Comm Arts chair documents Dakota pipeline protests through photographs

A+car+window+was+painted+with+the+popular+support+phrase+Stand+with+Standing+Rock.+Photo+courtesy+of+Dr.+Michael+Mirabito+%28Copyright+2016%29

A car window was painted with the popular support phrase “Stand with Standing Rock.” Photo courtesy of Dr. Michael Mirabito (Copyright 2016)

Brooke Williams, Community Editor

In light of the ongoing protests concerning the Dakota Access Pipeline (DAPL) construction, Communication Arts Department Chair Dr. Michael Mirabito recently traveled to the Standing Rock Native American Reservation in North Dakota to document the events through photos.

He plans to incorporate these photos into the new “Holocaust and Genocide Studies Center,” which provides visual education of historic holocausts and genocides throughout the world. Earlier this year, Mirabito presented a gallery depicting sites in Kurdistan, where thousands of people were killed during the rule of Saddam Hussein, and Terezin, a concentration camp in the Czech Republic still standing from World War II.

Additionally, Mirabito recently visited a site relevant to the Trail of Tears where Cherokee Native Americans were uprooted from their land in the late 1830s. During his trip to North Dakota, he traveled a few hours more to visit the site of the Battle of Little Bighorn, where combined Native American tribes fought against the U.S. army in 1876.

He hopes the project will bring more awareness to the events transpiring in North Dakota and how these events connect with American treatment of Native Americans in the past.

“We talk about genocides in Europe. We talk about the Holocaust, the Armenian genocide, what’s taking place in Africa, but we had our own with Native Americans,” Mirabito said. “While there was violence on both sides … we also wiped out people.”

According to the project developer, Energy Transfer Partners, the DAPL is a 1,172-mile, 30-inch diameter, underground pipeline that will transport approximately 470,000 barrels of domestically produced crude oil from North Dakota to Illinois per day. Since its planned path involves construction underneath the Missouri River, protesters from the Standing Rock Sioux tribe, as well as other tribes and non-Native American allies have set up camp outside of Cannon Ball, North Dakota since April 2016

“There’s a lot of support for the tribe,” Mirabito said. “Actually, for the first time in years, tribes which never really dealt much with each other have gotten together in support of this operation. It’s sort of like a unified front by the tribes.”

Protestors oppose the pipeline because they believe it lacks sensitivity to Native American culture and can potentially have a negative environmental impact on the land.

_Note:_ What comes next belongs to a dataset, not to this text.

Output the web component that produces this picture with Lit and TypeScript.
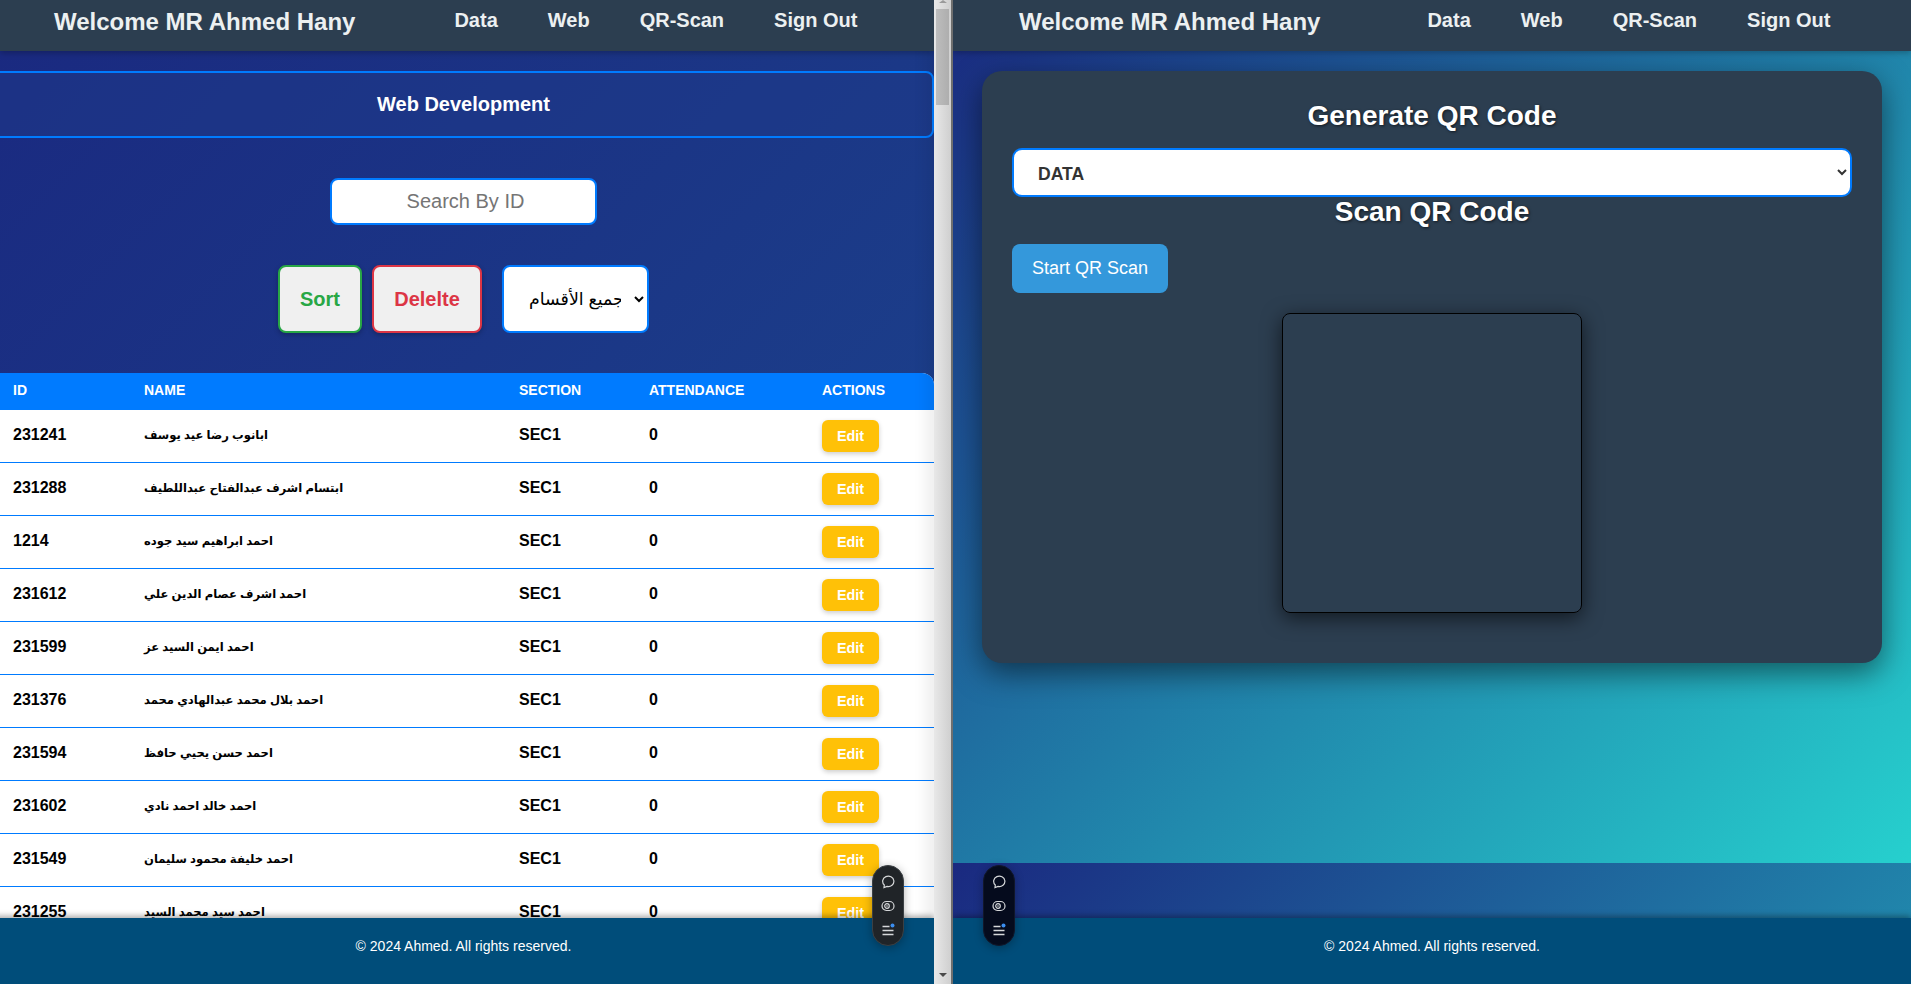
import { LitElement, html, css } from 'lit'
import { customElement, property } from 'lit/decorators.js'

const students = [
  ['231241', 'ابانوب رضا عيد يوسف'],
  ['231288', 'ابتسام اشرف عبدالفتاح عبداللطيف'],
  ['1214', 'احمد ابراهيم سيد جوده'],
  ['231612', 'احمد اشرف عصام الدين علي'],
  ['231599', 'احمد ايمن السيد عز'],
  ['231376', 'احمد بلال محمد عبدالهادي محمد'],
  ['231594', 'احمد حسن يحيي حافظ'],
  ['231602', 'احمد خالد احمد نادي'],
  ['231549', 'احمد خليفة محمود سليمان'],
  ['231255', 'احمد سيد محمد السيد'],
]

@customElement('tool-pill')
export class ToolPill extends LitElement {
  static styles = css`
    :host {
      position: absolute;
      bottom: 38px;
      width: 32px;
      height: 81px;
      box-sizing: border-box;
      border-radius: 16px;
      background: #202428;
      border: 1px solid #3b4044;
      box-shadow: 0 2px 10px rgba(0, 0, 0, 0.3);
      display: flex;
      flex-direction: column;
      align-items: center;
      gap: 10px;
      padding-top: 9px;
      z-index: 5;
    }
    :host([dark]) {
      background: #050b1d;
      border-color: #11172a;
    }
    svg {
      display: block;
      width: 14px;
      height: 14px;
      fill: none;
      stroke: #d6d8da;
      stroke-width: 1.2;
    }
  `

  @property({ type: Boolean, reflect: true }) dark = false

  render() {
    return html`
      <svg viewBox="0 0 14 14"><path d="M3 12.6 3.3 10A5.6 5.2 0 1 1 6 11.4Z" /></svg>
      <svg viewBox="0 0 14 14">
        <rect x="1" y="2.5" width="12" height="9" rx="4.5" />
        <circle cx="6" cy="7" r="2.3" />
        <circle cx="6" cy="7" r="0.8" fill="#d6d8da" stroke="none" />
      </svg>
      <svg viewBox="0 0 14 14">
        <path d="M1.5 3.5H8.5M1.5 7.5H12.5M1.5 11.5H12.5" stroke-width="1.6" />
        <circle cx="11.5" cy="2.5" r="2" fill="#3b8ef0" stroke="none" />
      </svg>
    `
  }
}

@customElement('top-bar')
export class TopBar extends LitElement {
  static styles = css`
    :host {
      display: flex;
      align-items: center;
      flex: none;
      height: 51px;
      padding-bottom: 8px;
      box-sizing: border-box;
      background: #2c3e50;
      color: #ecf0f1;
      box-shadow: 0 2px 6px rgba(0, 0, 0, 0.25);
      font-weight: 700;
      position: relative;
      z-index: 2;
    }
    .title {
      font-size: 24px;
      white-space: nowrap;
    }
    nav {
      display: flex;
      gap: 50px;
      font-size: 20px;
      margin-left: var(--nav-gap, 98px);
      padding-bottom: 2px;
    }
  `

  render() {
    return html`
      <span class="title">Welcome MR Ahmed Hany</span>
      <nav>
        <span>Data</span><span>Web</span><span>QR-Scan</span><span>Sign Out</span>
      </nav>
    `
  }
}

@customElement('page-footer')
export class PageFooter extends LitElement {
  static styles = css`
    :host {
      display: block;
      flex: none;
      height: 66px;
      box-sizing: border-box;
      padding-top: 19px;
      background: #004d7a;
      color: #fff;
      font-size: 14px;
      line-height: 18px;
      text-align: center;
      box-shadow: 0 -2px 6px rgba(0, 0, 0, 0.35);
      position: relative;
      z-index: 2;
    }
  `

  render() {
    return html`© 2024 Ahmed. All rights reserved.`
  }
}

@customElement('app-root')
export class AppRoot extends LitElement {
  static styles = css`
    :host {
      display: grid;
      grid-template-columns: 953px 958px;
      height: 984px;
      overflow: hidden;
      font-family: 'Liberation Sans', 'DejaVu Sans', Arial, sans-serif;
    }

    /* left window */
    .win-left {
      display: grid;
      grid-template-columns: 934px 17px 2px;
      height: 984px;
      position: relative;
      overflow: hidden;
    }
    .page {
      display: flex;
      flex-direction: column;
      height: 984px;
      min-width: 0;
      overflow: hidden;
      background: linear-gradient(135deg, #1a2980, #26d0ce) 0 0 / 100% 9800px repeat-y;
    }
    .page top-bar {
      padding-left: 54px;
      --nav-gap: 99px;
    }
    .page page-footer {
      margin-left: -7px;
    }
    .scroll-area {
      flex: 1;
      min-height: 0;
      overflow: hidden;
      margin-left: -7px;
      padding-top: 20px;
      display: flex;
      flex-direction: column;
      align-items: center;
    }
    .banner {
      flex: none;
      width: 100%;
      height: 67px;
      box-sizing: border-box;
      border: 2px solid #007bff;
      border-radius: 8px;
      background: rgba(30, 58, 138, 0.5);
      color: #fff;
      font-size: 20px;
      font-weight: 700;
      display: flex;
      align-items: center;
      justify-content: center;
    }
    .search {
      flex: none;
      width: 267px;
      height: 47px;
      box-sizing: border-box;
      margin-top: 40px;
      border: 2px solid #007bff;
      border-radius: 8px;
      background: #fff;
      font: 20px 'Liberation Sans', sans-serif;
      text-align: center;
      outline: none;
      padding: 0 10px 0 14px;
    }
    .search::placeholder {
      color: #757575;
    }
    .tools {
      flex: none;
      display: flex;
      align-items: center;
      gap: 10px;
      margin-top: 40px;
    }
    .btn {
      height: 68px;
      box-sizing: border-box;
      border-radius: 8px;
      border: 2px solid;
      background: #f0f0f0;
      font: 700 20px 'Liberation Sans', sans-serif;
      box-shadow: 0 2px 5px rgba(0, 0, 0, 0.25);
      padding: 0;
    }
    .sort {
      width: 84px;
      color: #28a745;
      border-color: #28a745;
    }
    .delete {
      width: 110px;
      color: #dc3545;
      border-color: #dc3545;
    }
    .section-select {
      width: 147px;
      height: 68px;
      box-sizing: border-box;
      margin-left: 10px;
      border: 2px solid #007bff;
      border-radius: 8px;
      background: #fff;
      color: #000;
      font: 17.4px 'Liberation Sans', 'DejaVu Sans', sans-serif;
      padding: 0 10px 0 21px;
      outline: none;
    }
    table {
      flex: none;
      width: 941px;
      margin-top: 40px;
      table-layout: fixed;
      border-collapse: separate;
      border-spacing: 0;
      border-radius: 0 12px 0 0;
      overflow: hidden;
      background: #fff;
      color: #000;
    }
    th {
      height: 37px;
      background: #007bff;
      color: #fff;
      font-size: 14px;
      text-align: left;
      text-transform: uppercase;
      padding: 0 0 3px 20px;
      box-sizing: border-box;
    }
    td {
      height: 53px;
      box-sizing: border-box;
      padding: 0 0 2px 20px;
      border-bottom: 1px solid #007bff;
      font-size: 16px;
      font-weight: 700;
    }
    td.name {
      font-size: 11.6px;
    }
    .edit {
      display: block;
      width: 57px;
      height: 32px;
      margin-top: 2px;
      border: 0;
      border-radius: 6px;
      background: #ffc107;
      color: #fff;
      font: 700 14.4px 'Liberation Sans', sans-serif;
      box-shadow: 0 2px 5px rgba(0, 0, 0, 0.2);
      padding: 0;
    }

    /* fake scrollbar */
    .scrollbar {
      display: flex;
      flex-direction: column;
      align-items: center;
      background: linear-gradient(90deg, #e8e8e8, #cfcfcf);
      box-shadow: -8px 0 14px rgba(0, 0, 0, 0.07);
      position: relative;
      z-index: 1;
    }
    .thumb {
      width: 13px;
      height: 96px;
      margin-top: 6px;
      background: linear-gradient(90deg, #bdbdbd, #aeaeae);
    }
    .arrow-up,
    .arrow-down {
      width: 0;
      height: 0;
      border-left: 4px solid transparent;
      border-right: 4px solid transparent;
    }
    .arrow-up {
      border-bottom: 3px solid #9a9a9a;
    }
    .arrow-down {
      margin-top: auto;
      margin-bottom: 7px;
      border-top: 4px solid #4a4a4a;
    }
    .divider {
      background: #6f6f6f;
      position: relative;
      z-index: 1;
    }

    /* right window */
    .win-right {
      display: flex;
      flex-direction: column;
      height: 984px;
      position: relative;
      overflow: hidden;
      background: linear-gradient(135deg, #1a2980, #26d0ce) 0 0 / 100% 863px repeat-y;
    }
    .win-right top-bar {
      padding-left: 66px;
      --nav-gap: 107px;
    }
    .qr-main {
      flex: 1;
      min-height: 0;
      padding: 20px 29px 0 29px;
    }
    .card {
      height: 592px;
      box-sizing: border-box;
      padding: 29px 30px 0;
      border-radius: 20px;
      background: #2c3e50;
      box-shadow: 0 10px 30px rgba(0, 0, 0, 0.5);
      display: flex;
      flex-direction: column;
    }
    h2 {
      margin: 0;
      color: #fff;
      font-size: 28px;
      line-height: 32px;
      text-align: center;
      text-shadow: 1px 1px 3px rgba(0, 0, 0, 0.6);
    }
    .data-select {
      height: 49px;
      flex: none;
      box-sizing: border-box;
      margin: 16px 0 -1px;
      border: 2px solid #007bff;
      border-radius: 10px;
      background: #fff;
      color: #333;
      font: 700 17.6px 'Liberation Sans', sans-serif;
      padding: 2px 20px 0;
      outline: none;
    }
    .scan-btn {
      align-self: flex-start;
      flex: none;
      width: 156px;
      height: 49px;
      margin-top: 16px;
      border: 0;
      border-radius: 8px;
      background: #3498db;
      color: #fff;
      font: 18px 'Liberation Sans', sans-serif;
      padding: 0;
    }
    .reader {
      align-self: center;
      flex: none;
      width: 300px;
      height: 300px;
      box-sizing: border-box;
      margin-top: 20px;
      border: 1px solid #000;
      border-radius: 8px;
      box-shadow: 0 5px 20px rgba(0, 0, 0, 0.6);
    }
  `

  render() {
    return html`
      <div class="win-left">
        <div class="page">
          <top-bar></top-bar>
          <div class="scroll-area">
            <div class="banner">Web Development</div>
            <input class="search" placeholder="Search By ID" />
            <div class="tools">
              <button class="btn sort">Sort</button>
              <button class="btn delete">Delelte</button>
              <select class="section-select"><option>جميع الأقسام</option></select>
            </div>
            <table>
              <colgroup>
                <col style="width:131px" /><col style="width:375px" /><col style="width:130px" /><col
                  style="width:173px"
                /><col style="width:132px" />
              </colgroup>
              <thead>
                <tr><th>ID</th><th>Name</th><th>Section</th><th>Attendance</th><th>Actions</th></tr>
              </thead>
              <tbody>
                ${students.map(
                  ([id, name]) => html`
                    <tr>
                      <td>${id}</td>
                      <td class="name">${name}</td>
                      <td>SEC1</td>
                      <td>0</td>
                      <td><button class="edit">Edit</button></td>
                    </tr>
                  `
                )}
              </tbody>
            </table>
          </div>
          <page-footer></page-footer>
        </div>
        <div class="scrollbar">
          <div class="arrow-up"></div>
          <div class="thumb"></div>
          <div class="arrow-down"></div>
        </div>
        <div class="divider"></div>
        <tool-pill style="left:872px"></tool-pill>
      </div>
      <div class="win-right">
        <top-bar></top-bar>
        <div class="qr-main">
          <div class="card">
            <h2>Generate QR Code</h2>
            <select class="data-select"><option>DATA</option></select>
            <h2>Scan QR Code</h2>
            <button class="scan-btn">Start QR Scan</button>
            <div class="reader"></div>
          </div>
        </div>
        <page-footer></page-footer>
        <tool-pill dark style="left:30px"></tool-pill>
      </div>
    `
  }
}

The prospective route of the pipeline does not come into contact with the Sioux reservation, but it crosses federal land the Sioux once inhabited and used as burial ground. Mirabito said the U.S. government granted the Sioux ownership of this land with the Treaty of Fort Laramie in 1868, but seized it back illegally years later.

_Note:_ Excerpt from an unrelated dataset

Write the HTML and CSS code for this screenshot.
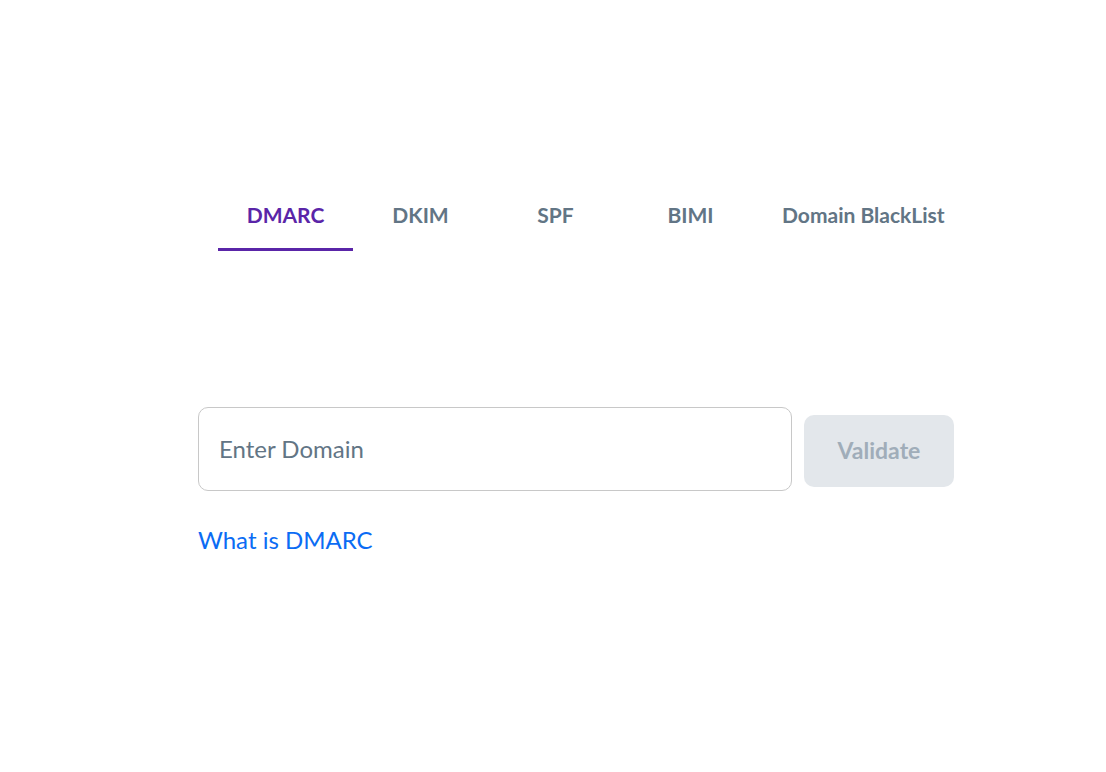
FILE: index.html
```html
<!DOCTYPE html>
<html lang="en">
<head>
  <meta charset="UTF-8">
  <title>Domain Checker</title>
  <link rel="stylesheet" href="styles.css">
</head>
<body>

  <div class="page">
    <nav class="tabs">
      <a class="tab active" href="#">DMARC</a>
      <a class="tab" href="#">DKIM</a>
      <a class="tab" href="#">SPF</a>
      <a class="tab" href="#">BIMI</a>
      <a class="tab" href="#">Domain BlackList</a>
    </nav>

    <div class="checker">
      <div class="form-row">
        <input type="text" class="domain-input" placeholder="Enter Domain">
        <button class="validate-btn" disabled>Validate</button>
      </div>
      <a class="help-link" href="#">What is DMARC</a>
    </div>
  </div>

</body>
</html>
```

FILE: styles.css
```css
body {
  margin: 0;
  font-family: Lato, 'Open Sans', sans-serif;
  background-color: #fff;
}

.page {
  padding: 180px 0 0 198px;
  width: 756px;
}

.tabs {
  display: flex;
  padding-left: 20px;
}

.tab {
  flex-shrink: 0;
  min-width: 135px;
  box-sizing: border-box;
  padding: 0 24px;
  height: 71px;
  display: flex;
  align-items: center;
  justify-content: center;
  font-size: 21px;
  font-weight: 700;
  color: #627585;
  text-decoration: none;
  border-bottom: 3px solid transparent;
  white-space: nowrap;
}

.tab.active {
  color: #5a25a8;
  border-bottom-color: #5a25a8;
}

.checker {
  margin-top: 156px;
}

.form-row {
  display: flex;
  align-items: center;
  gap: 12px;
}

.domain-input {
  width: 594px;
  height: 84px;
  box-sizing: border-box;
  padding: 0 20px 2px;
  border: 1px solid #c8c8c8;
  border-radius: 10px;
  font-family: Lato, sans-serif;
  font-size: 24px;
  color: #333;
  outline: none;
}

.domain-input::placeholder {
  color: #627585;
}

.validate-btn {
  width: 150px;
  height: 72px;
  margin-top: 4px;
  padding-bottom: 3px;
  border: none;
  border-radius: 10px;
  background-color: #e3e7eb;
  color: #a0adb9;
  font-family: Lato, sans-serif;
  font-size: 23px;
  font-weight: 700;
}

.help-link {
  display: inline-block;
  margin-top: 34px;
  font-size: 24px;
  color: #0b6cf4;
  text-decoration: none;
}
```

Dr. Lia Richards-Palmiter, director of diversity efforts, said she believes the pipeline infringes upon Native American rights.

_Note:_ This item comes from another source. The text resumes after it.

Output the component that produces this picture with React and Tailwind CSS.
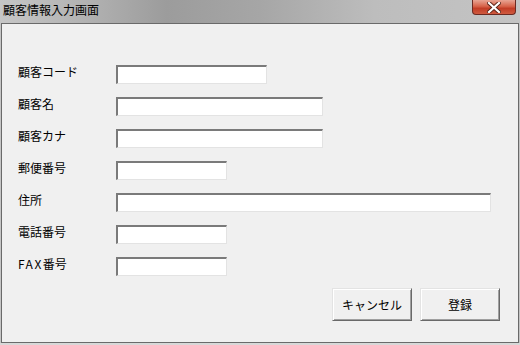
import React from 'react';

const font = { fontFamily: '"MS UI Gothic", "Noto Sans CJK JP", sans-serif' };

function Field({ label, width }) {
  return (
    <div className="flex items-start h-[19px]">
      <div className="w-[114px] pl-[16px] text-[12px] leading-[12px] pt-[1px] text-black whitespace-nowrap">
        {label}
      </div>
      <div
        className={`${width} h-[19px] bg-white border-t-2 border-l-2 border-t-[#7a7a7a] border-l-[#7a7a7a] border-b border-r border-b-[#e3e3e3] border-r-[#e3e3e3]`}
      />
    </div>
  );
}

function WinButton({ children }) {
  return (
    <button className="w-[80px] h-[33px] bg-[#f0f0f0] text-[12px] text-black border border-t-[#e3e3e3] border-l-[#e3e3e3] border-r-[#696969] border-b-[#696969] shadow-[inset_1px_1px_0_#ffffff,inset_-1px_-1px_0_#a0a0a0]">
      {children}
    </button>
  );
}

export default function App() {
  return (
    <div
      className="w-[520px] h-[345px] overflow-hidden flex flex-col bg-[linear-gradient(90deg,#c6c6c6_0%,#b0b0b0_18%,#9c9c9c_32%,#a6a6a6_50%,#bdbdbd_72%,#c4c4c4_100%)]"
      style={font}
    >
      {/* title bar */}
      <div className="h-[23px] flex justify-between items-start shrink-0">
        <div className="pl-[3px] pt-[3px] text-[12px] leading-[13px] text-black">顧客情報入力画面</div>
        <div className="mr-[4px] w-[44px] h-[15px] rounded-b-[4px] border border-t-0 border-[#6b2a22] bg-[linear-gradient(180deg,#e8a493_0%,#d7634a_45%,#c23d26_60%,#cf5a3f_100%)] flex items-center justify-center">
          <svg width="14" height="11" viewBox="0 0 14 11">
            <path d="M2 1 L12 10 M12 1 L2 10" stroke="#5a2418" strokeWidth="4" strokeLinecap="square" />
            <path d="M2 1 L12 10 M12 1 L2 10" stroke="#ffffff" strokeWidth="2.2" strokeLinecap="square" />
          </svg>
        </div>
      </div>

      {/* client area */}
      <div className="mx-[1px] h-[320px] border border-[#6a6a6a] bg-[#f0f0f0] flex flex-col pt-[41px]">
        <div className="flex flex-col gap-[13px]">
          <Field label="顧客コード" width="w-[151px]" />
          <Field label="顧客名" width="w-[207px]" />
          <Field label="顧客カナ" width="w-[207px]" />
          <Field label="郵便番号" width="w-[111px]" />
          <Field label="住所" width="w-[375px]" />
          <Field label="電話番号" width="w-[111px]" />
          <Field label={<><span className="tracking-[1.5px]">FAX</span>番号</>} width="w-[111px]" />
        </div>
        <div className="flex justify-end gap-[8px] pr-[18px] mt-[12px]">
          <WinButton>キャンセル</WinButton>
          <WinButton>登録</WinButton>
        </div>
      </div>
      <div className="flex-1 bg-[#d8d8d8]" />
    </div>
  );
}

“To the indigenous tribes, it’s sort of, yet again, another sort of product of power and privilege that we have over the Native Americans,” she said.

After “taking the voice” of Native Americans for so many years, she sees this as another injustice against them.
“This infringes upon their constitutional rights,” she added.

As for the environmental impact, the Sioux population depends on the Missouri River for their water supply.
If the pipeline were to rupture, the river could become polluted.

“To Native Americans, the water has a sacred connotation to it as well,” Mirabito said. “So you’re not only potentially damaging their water supply, you’re also potentially damaging something that is held in high esteem to them.”

Violence between protesters and law enforcement has escalated since Mirabito’s trip, causing the Army Corps of Engineers to close all lands north of the Cannonball River to the public for safety concerns starting on Dec. 5. This will result in the tribe having to shut down one of their camps, Oceti Sakowin

In its place, the Army Corps will allow a “free speech zone” south of the Cannonball River on Army Corps lands.

Currently, the construction of the pipeline’s segment underneath the Missouri River remains at a standstill until the Army Corps of Engineers gives their official approval to Energy Transfer Partners.

With the DAPL situation still ongoing and up in the air, Mirabito hopes to present another photo gallery in the future to educate others on the subject.

“With my pictures, I’m trying to give people another angle, or … perspective on a site and what took place at the site, and trying to keep that alive in people’s memories,” Mirabito said. “Some people learn and do better by reading. Other people do better by visualization and seeing things, so that’s the part I’m hoping to provide by taking pictures of these sites.”